» Problem requirements
Reproduce each line bearing the word "TypeScript".

» Dataset records
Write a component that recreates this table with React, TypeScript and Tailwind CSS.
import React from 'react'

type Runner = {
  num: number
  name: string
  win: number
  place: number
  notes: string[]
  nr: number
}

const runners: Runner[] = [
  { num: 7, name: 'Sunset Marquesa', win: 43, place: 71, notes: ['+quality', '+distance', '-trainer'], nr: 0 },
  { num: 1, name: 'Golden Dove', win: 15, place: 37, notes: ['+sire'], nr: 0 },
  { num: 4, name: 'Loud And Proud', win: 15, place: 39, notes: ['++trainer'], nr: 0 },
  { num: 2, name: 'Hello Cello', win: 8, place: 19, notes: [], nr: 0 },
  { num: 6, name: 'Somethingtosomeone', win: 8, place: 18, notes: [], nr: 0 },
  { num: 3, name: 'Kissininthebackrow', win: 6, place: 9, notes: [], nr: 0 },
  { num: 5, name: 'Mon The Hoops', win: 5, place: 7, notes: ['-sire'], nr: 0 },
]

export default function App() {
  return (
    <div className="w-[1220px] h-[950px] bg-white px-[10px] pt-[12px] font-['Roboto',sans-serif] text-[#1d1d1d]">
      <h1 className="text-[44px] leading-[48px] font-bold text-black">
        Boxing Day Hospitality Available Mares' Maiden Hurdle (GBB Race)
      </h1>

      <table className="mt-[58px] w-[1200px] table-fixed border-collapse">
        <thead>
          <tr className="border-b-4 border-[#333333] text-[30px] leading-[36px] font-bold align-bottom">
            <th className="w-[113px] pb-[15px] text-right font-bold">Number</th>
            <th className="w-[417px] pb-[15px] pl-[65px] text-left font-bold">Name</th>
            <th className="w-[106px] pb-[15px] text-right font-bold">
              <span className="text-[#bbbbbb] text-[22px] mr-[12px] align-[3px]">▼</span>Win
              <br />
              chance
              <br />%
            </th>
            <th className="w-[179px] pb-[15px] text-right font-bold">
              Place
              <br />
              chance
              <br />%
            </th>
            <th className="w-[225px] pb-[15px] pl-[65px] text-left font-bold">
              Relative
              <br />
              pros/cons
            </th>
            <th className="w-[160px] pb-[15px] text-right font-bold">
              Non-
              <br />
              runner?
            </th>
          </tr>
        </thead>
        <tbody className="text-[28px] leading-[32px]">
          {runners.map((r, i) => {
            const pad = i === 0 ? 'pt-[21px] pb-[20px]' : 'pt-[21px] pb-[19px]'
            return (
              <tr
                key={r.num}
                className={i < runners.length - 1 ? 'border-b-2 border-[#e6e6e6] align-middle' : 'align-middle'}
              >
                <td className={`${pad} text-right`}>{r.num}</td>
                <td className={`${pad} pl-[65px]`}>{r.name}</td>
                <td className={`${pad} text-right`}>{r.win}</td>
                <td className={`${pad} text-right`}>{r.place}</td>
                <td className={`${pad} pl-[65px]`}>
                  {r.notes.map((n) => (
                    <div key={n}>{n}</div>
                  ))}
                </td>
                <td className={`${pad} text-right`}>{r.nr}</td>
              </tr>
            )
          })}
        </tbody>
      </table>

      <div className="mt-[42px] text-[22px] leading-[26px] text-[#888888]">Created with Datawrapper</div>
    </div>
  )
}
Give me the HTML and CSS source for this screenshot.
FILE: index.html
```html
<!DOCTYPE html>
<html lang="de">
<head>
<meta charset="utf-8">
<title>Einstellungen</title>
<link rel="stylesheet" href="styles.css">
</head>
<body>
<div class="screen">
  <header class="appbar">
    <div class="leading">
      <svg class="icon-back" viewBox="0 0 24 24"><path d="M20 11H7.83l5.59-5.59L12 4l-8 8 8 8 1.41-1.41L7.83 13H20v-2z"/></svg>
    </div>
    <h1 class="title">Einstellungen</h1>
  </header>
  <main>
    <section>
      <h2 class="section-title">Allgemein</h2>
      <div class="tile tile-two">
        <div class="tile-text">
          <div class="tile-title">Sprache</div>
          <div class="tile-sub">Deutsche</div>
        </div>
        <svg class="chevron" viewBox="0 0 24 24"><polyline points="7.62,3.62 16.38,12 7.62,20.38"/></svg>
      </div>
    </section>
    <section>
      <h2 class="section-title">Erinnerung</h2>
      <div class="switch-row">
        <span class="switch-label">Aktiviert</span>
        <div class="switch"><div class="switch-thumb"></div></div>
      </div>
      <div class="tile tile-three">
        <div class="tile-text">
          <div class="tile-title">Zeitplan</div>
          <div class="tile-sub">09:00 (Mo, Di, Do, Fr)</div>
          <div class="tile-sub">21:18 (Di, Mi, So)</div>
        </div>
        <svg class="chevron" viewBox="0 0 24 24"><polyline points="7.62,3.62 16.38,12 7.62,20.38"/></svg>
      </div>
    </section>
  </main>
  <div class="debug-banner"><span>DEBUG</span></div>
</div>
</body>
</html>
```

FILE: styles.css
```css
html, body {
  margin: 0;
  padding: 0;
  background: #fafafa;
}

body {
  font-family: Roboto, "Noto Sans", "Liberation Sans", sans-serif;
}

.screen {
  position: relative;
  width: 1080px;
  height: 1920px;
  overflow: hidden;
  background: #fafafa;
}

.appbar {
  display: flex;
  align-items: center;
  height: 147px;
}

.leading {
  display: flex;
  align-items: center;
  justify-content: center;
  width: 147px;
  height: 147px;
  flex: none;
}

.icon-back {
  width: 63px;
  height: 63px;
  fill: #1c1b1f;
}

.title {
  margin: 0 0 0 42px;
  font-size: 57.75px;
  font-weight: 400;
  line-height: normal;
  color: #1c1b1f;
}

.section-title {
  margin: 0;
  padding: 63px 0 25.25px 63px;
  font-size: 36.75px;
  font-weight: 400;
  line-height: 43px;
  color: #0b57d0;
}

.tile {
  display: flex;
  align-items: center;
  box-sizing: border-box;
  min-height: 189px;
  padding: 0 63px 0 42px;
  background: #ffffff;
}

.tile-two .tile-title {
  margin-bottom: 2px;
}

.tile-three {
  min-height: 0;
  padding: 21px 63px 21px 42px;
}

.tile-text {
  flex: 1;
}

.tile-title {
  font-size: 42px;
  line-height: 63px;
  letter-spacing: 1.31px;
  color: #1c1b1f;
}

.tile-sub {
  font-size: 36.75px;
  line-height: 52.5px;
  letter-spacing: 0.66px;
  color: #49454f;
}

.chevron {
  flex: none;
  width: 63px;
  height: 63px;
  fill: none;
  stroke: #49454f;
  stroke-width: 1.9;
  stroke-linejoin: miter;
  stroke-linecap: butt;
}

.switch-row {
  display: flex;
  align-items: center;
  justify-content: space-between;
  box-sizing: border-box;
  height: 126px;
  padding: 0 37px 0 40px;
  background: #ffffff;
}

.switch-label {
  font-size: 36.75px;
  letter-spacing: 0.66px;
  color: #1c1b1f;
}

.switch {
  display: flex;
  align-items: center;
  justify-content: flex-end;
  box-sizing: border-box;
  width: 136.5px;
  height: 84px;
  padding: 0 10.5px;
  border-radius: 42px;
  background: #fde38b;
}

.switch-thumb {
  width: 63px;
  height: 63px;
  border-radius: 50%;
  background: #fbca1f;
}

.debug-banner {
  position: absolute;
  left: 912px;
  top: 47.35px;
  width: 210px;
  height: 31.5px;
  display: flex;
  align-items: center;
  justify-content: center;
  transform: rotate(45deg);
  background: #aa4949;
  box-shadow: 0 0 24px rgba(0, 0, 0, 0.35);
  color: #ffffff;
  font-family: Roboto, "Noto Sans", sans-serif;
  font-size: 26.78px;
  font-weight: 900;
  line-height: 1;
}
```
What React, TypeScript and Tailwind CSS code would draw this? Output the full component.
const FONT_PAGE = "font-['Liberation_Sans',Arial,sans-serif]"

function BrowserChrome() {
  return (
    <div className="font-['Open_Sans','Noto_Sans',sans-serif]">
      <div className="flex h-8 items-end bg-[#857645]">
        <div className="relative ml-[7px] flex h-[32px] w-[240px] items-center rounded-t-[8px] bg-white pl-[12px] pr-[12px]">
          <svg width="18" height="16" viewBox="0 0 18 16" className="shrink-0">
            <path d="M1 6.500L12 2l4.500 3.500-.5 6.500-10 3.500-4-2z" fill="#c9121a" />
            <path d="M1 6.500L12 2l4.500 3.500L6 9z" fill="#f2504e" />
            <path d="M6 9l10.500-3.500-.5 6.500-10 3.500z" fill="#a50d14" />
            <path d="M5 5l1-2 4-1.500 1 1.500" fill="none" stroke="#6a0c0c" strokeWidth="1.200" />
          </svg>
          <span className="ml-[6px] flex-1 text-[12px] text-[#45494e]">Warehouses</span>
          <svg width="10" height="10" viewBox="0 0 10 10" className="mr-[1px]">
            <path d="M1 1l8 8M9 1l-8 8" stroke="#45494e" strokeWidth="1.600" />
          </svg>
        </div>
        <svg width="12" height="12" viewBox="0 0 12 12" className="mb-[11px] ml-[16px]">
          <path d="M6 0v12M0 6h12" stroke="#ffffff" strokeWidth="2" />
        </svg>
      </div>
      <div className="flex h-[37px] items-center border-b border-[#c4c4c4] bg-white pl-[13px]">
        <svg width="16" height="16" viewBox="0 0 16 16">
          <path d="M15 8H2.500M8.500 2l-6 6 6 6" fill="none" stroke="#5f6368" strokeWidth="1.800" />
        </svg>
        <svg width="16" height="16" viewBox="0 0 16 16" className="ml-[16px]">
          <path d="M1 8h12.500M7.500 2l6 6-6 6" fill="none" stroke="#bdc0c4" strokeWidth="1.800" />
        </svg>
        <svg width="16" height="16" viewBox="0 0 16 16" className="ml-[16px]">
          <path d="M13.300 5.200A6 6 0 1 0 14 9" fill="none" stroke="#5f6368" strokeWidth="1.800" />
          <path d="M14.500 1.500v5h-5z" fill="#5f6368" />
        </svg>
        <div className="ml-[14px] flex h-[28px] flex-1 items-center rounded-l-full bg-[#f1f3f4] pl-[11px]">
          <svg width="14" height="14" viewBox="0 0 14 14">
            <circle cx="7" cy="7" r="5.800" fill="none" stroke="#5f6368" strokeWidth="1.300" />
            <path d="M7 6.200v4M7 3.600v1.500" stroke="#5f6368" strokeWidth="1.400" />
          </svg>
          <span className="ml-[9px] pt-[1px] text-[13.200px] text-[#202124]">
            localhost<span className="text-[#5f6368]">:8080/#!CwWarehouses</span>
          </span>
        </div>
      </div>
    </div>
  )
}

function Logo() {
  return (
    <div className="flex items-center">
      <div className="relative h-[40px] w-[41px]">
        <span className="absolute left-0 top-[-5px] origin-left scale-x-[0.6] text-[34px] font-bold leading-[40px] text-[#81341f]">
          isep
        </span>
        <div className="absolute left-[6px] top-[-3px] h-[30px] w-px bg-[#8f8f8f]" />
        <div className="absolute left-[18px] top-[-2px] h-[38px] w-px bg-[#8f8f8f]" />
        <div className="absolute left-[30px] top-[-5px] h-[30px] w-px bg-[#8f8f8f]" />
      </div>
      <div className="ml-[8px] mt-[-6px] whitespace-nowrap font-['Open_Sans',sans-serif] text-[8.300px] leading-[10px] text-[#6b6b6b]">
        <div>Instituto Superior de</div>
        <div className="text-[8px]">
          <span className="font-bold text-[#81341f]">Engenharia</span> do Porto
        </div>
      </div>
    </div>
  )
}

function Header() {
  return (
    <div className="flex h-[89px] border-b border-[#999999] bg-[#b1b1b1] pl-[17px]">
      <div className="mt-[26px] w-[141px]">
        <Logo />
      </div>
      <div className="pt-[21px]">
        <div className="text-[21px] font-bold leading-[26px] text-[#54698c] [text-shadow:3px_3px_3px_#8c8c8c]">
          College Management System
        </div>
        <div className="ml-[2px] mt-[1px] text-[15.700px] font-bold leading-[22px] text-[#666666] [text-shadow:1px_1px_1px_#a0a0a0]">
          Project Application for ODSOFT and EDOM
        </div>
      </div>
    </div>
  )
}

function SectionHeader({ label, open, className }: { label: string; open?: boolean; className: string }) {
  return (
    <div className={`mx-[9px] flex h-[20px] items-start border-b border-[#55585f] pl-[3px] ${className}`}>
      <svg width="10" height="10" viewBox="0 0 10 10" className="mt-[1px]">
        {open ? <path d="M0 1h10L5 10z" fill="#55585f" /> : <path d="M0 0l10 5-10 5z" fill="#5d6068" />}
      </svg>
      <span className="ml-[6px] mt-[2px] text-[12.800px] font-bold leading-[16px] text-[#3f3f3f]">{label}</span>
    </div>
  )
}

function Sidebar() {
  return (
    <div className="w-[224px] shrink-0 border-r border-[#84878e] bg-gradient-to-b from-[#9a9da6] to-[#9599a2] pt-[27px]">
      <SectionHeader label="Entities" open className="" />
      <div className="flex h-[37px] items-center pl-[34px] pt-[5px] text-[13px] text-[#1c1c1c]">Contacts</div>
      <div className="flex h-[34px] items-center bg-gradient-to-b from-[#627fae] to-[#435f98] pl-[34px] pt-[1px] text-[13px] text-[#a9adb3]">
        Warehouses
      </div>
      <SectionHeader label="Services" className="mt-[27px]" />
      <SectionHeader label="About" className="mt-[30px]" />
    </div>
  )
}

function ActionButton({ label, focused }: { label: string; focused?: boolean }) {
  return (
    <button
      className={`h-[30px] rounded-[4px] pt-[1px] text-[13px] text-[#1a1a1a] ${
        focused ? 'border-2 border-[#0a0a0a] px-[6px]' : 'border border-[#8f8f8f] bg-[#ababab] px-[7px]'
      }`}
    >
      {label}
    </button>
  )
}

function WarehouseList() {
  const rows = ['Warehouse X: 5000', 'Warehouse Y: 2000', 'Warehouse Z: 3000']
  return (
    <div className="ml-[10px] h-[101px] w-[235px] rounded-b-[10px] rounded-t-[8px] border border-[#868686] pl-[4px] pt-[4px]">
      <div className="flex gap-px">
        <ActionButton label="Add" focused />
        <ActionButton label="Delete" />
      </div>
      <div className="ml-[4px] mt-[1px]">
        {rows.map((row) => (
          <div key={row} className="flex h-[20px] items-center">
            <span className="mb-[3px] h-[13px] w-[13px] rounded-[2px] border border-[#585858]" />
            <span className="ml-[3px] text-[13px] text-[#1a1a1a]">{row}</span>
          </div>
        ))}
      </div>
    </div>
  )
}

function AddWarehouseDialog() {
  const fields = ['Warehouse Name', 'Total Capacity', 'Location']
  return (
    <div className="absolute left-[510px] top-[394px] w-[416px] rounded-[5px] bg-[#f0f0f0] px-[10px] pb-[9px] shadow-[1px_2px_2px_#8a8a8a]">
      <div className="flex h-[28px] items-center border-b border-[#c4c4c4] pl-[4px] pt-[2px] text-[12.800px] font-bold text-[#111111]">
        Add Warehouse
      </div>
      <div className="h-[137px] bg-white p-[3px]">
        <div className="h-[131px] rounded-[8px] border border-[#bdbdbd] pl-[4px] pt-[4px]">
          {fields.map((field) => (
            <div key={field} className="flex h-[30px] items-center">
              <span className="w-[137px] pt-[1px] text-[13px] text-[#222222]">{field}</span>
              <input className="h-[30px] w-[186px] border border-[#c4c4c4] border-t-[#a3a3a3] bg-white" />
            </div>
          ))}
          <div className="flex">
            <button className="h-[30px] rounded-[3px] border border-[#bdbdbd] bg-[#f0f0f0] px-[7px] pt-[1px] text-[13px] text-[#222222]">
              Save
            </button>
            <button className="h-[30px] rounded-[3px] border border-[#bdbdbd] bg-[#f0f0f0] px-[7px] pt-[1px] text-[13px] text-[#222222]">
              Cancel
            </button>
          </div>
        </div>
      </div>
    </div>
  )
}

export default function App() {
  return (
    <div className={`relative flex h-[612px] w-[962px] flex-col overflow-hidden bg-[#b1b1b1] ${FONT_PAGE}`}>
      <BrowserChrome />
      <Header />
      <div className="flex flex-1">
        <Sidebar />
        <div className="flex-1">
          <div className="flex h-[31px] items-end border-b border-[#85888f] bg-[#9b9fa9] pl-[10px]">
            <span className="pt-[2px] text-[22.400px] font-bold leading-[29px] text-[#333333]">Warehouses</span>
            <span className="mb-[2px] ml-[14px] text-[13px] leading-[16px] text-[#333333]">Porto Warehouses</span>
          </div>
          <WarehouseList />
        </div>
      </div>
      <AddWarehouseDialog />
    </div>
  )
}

» Expected answer
Write a component that recreates this table with React, TypeScript and Tailwind CSS.
What React, TypeScript and Tailwind CSS code would draw this? Output the full component.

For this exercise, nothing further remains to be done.